L’errore viene messo nel conto e nella previsione di pareggio di bilancio- come qualsiasi altra fabbrica- rispetto alla necessità di garantire che la macchina funzioni senza intoppi, con tempi di produzione accettabili, con un’allocazione delle risorse e della forza lavoro proporzionata alla materia.

La giustizia diventa servizio! Ai residui spazi dell’equità e della prudenza si aggiunge, preponderante, l’efficienza. Non va persa di vista “l’efficienza nella gestione della massa dei processi”, si blatera nei palazzi.

Da fuori il portone, il cittadino prega e spera che “l’efficienza nella gestione della massa non faccia perdere di vista la finalità di un giudizio equo”!

E’ vero che i dati numerici danno attualmente il senso di come si sia lontani da un modello di giustizia tempestiva ed efficace. Per i giudizi di secondo grado e presso la Suprema Corte siamo assai discosti dalle prescrizioni della Corte Europea dei Diritti Umani.

Di qui, però, mettere mano- nelle attuali condizioni e senza muovere altro- alla riforma della giustizia pensando che il primo (forse unico) rimedio sia quello di eliminare addirittura alcune forme di impugnazione, sola occasione – e pallida speranza- per rimuovere i tanti errori che il “sentenzificio” italiano produce, è operazione da orbi in malafede.

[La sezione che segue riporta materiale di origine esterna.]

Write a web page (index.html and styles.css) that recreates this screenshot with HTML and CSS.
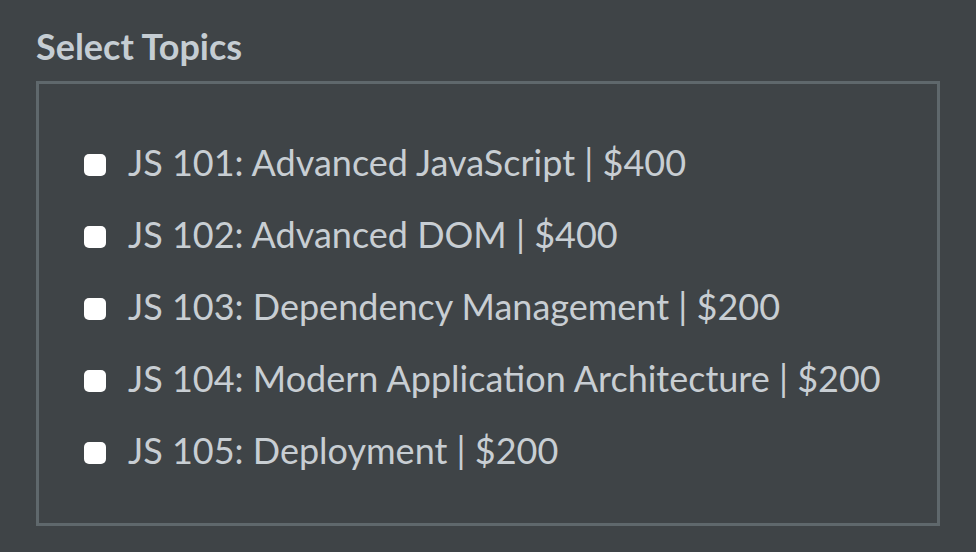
FILE: index.html
```html
<!DOCTYPE html>
<html>
<head>
<meta charset="utf-8">
<link rel="stylesheet" href="styles.css">
</head>
<body>
<div class="page">
  <h2 class="title">Select Topics</h2>
  <div class="box">
    <label class="row"><span class="check"></span><span>JS 101: Advanced JavaScript | $400</span></label>
    <label class="row"><span class="check"></span><span>JS 102: Advanced DOM | $400</span></label>
    <label class="row"><span class="check"></span><span>JS 103: Dependency Management | $200</span></label>
    <label class="row"><span class="check"></span><span>JS 104: Modern Application Architecture | $200</span></label>
    <label class="row"><span class="check"></span><span>JS 105: Deployment | $200</span></label>
  </div>
</div>
</body>
</html>
```
FILE: styles.css
```css
html, body {
  margin: 0;
  padding: 0;
  background: #3f4447;
  height: 100%;
}
.page {
  padding: 25px 36px 0 36px;
  font-family: Lato, "Open Sans", sans-serif;
  color: #c8ced3;
}
.title {
  margin: 0 0 14px 0;
  font-size: 36px;
  font-weight: 700;
  line-height: 42px;
  color: #c5cdd3;
}
.box {
  width: 904px;
  box-sizing: border-box;
  border: 3px solid #5f686c;
  padding: 42px 0 37px 45px;
  display: flex;
  flex-direction: column;
}
.row {
  display: flex;
  align-items: center;
  height: 72px;
  font-size: 36px;
}
.check {
  width: 22px;
  height: 22px;
  background: #ffffff;
  border-radius: 5px;
  margin-right: 22px;
  margin-top: 6px;
  flex: none;
}
```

Le impugnazioni vanno riviste e rivisitate.

Non vanno aboliti gradi di giudizio.

Nelle varie fasi di giudizio, infatti, è la cultura della prova che ha il giudice a dover subire una rivoluzione copernicana, affidando lo ius dicere definitivamente ai fatti e tralasciando finalmente l’interpretazione fuori dalle camere di consiglio.

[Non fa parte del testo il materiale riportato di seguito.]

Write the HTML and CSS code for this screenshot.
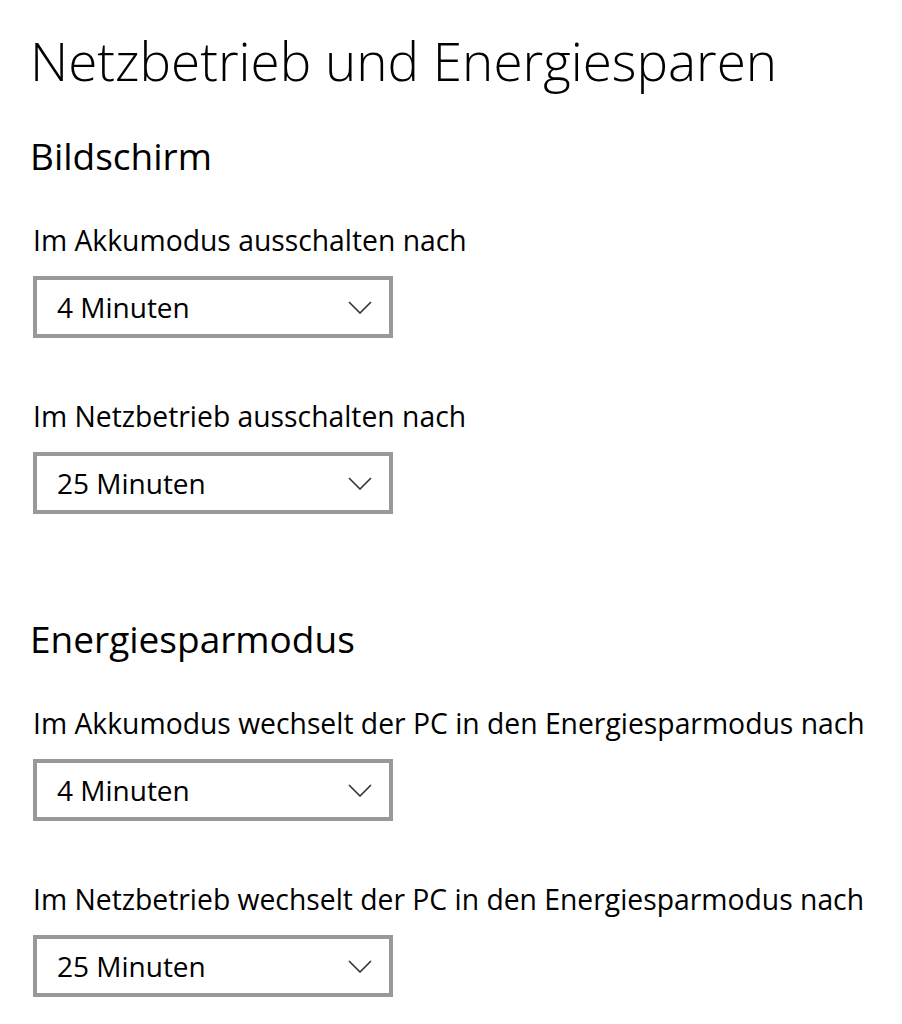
FILE: index.html
```html
<!DOCTYPE html>
<html lang="de">
<head>
<meta charset="utf-8">
<title>Netzbetrieb und Energiesparen</title>
<link rel="stylesheet" href="styles.css">
</head>
<body>
<main class="page">
  <h1 class="title">Netzbetrieb und Energiesparen</h1>

  <section class="group group-first">
    <h2 class="heading">Bildschirm</h2>
    <div class="field">
      <div class="label">Im Akkumodus ausschalten nach</div>
      <div class="select"><span class="value">4 Minuten</span><svg class="chev" viewBox="0 0 24 13" width="24" height="13"><path d="M1 1 L12 12 L23 1" fill="none" stroke="#333" stroke-width="1.6"/></svg></div>
    </div>
    <div class="field">
      <div class="label">Im Netzbetrieb ausschalten nach</div>
      <div class="select"><span class="value">25 Minuten</span><svg class="chev" viewBox="0 0 24 13" width="24" height="13"><path d="M1 1 L12 12 L23 1" fill="none" stroke="#333" stroke-width="1.6"/></svg></div>
    </div>
  </section>

  <section class="group">
    <h2 class="heading">Energiesparmodus</h2>
    <div class="field">
      <div class="label">Im Akkumodus wechselt der PC in den Energiesparmodus nach</div>
      <div class="select"><span class="value">4 Minuten</span><svg class="chev" viewBox="0 0 24 13" width="24" height="13"><path d="M1 1 L12 12 L23 1" fill="none" stroke="#333" stroke-width="1.6"/></svg></div>
    </div>
    <div class="field">
      <div class="label">Im Netzbetrieb wechselt der PC in den Energiesparmodus nach</div>
      <div class="select"><span class="value">25 Minuten</span><svg class="chev" viewBox="0 0 24 13" width="24" height="13"><path d="M1 1 L12 12 L23 1" fill="none" stroke="#333" stroke-width="1.6"/></svg></div>
    </div>
  </section>
</main>
</body>
</html>
```

FILE: styles.css
```css
html, body {
  margin: 0;
  padding: 0;
  background: #ffffff;
}

body {
  font-family: "Open Sans", "Noto Sans", "Liberation Sans", sans-serif;
  color: #000;
}

.page {
  padding: 21px 0 0 30px;
}

.title {
  margin: 0;
  font-size: 53px;
  font-weight: 300;
  line-height: 80px;
  letter-spacing: 0;
}

.group {
  display: flex;
  flex-direction: column;
  margin-top: 97px;
}

.group-first {
  margin-top: 27px;
}

.heading {
  margin: 0 0 36px 0;
  font-size: 37px;
  font-weight: 400;
  line-height: 56px;
}

.field {
  display: flex;
  flex-direction: column;
  gap: 16px;
  margin-left: 3px;
}

.field + .field {
  margin-top: 58px;
}

.label {
  font-size: 28.3px;
  line-height: 40px;
}

.select {
  box-sizing: border-box;
  width: 360px;
  height: 62px;
  border: 4px solid #999999;
  display: flex;
  align-items: center;
  justify-content: space-between;
  padding: 0 17px 0 20px;
}

.value {
  font-size: 28px;
  line-height: 54px;
}

.chev {
  display: block;
}
```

Fintanto che tale sarà il metodo (e tale sarà il numero di cause, nonché la facoltà di accesso a pronunciamenti giudiziari) il cittadino sarà costretto a continuare ad esperire un secondo grado di giudizio per sperare di ottenere una “diversa interpretazione” ed un terzo grado di giudizio per sperare di ottenere la “giusta interpretazione ed analisi della o delle precedenti interpretazioni”.

Tantè! E chi fa finta di ignorarlo vive su Marte…

Doppio grado, insomma, non significa doppione, ma ancora una volta germe immunitario, inoculato nel sistema per la salvaguardia di se stesso evidentemente da un legislatore lungimirante, più saggio, ma soprattutto realista.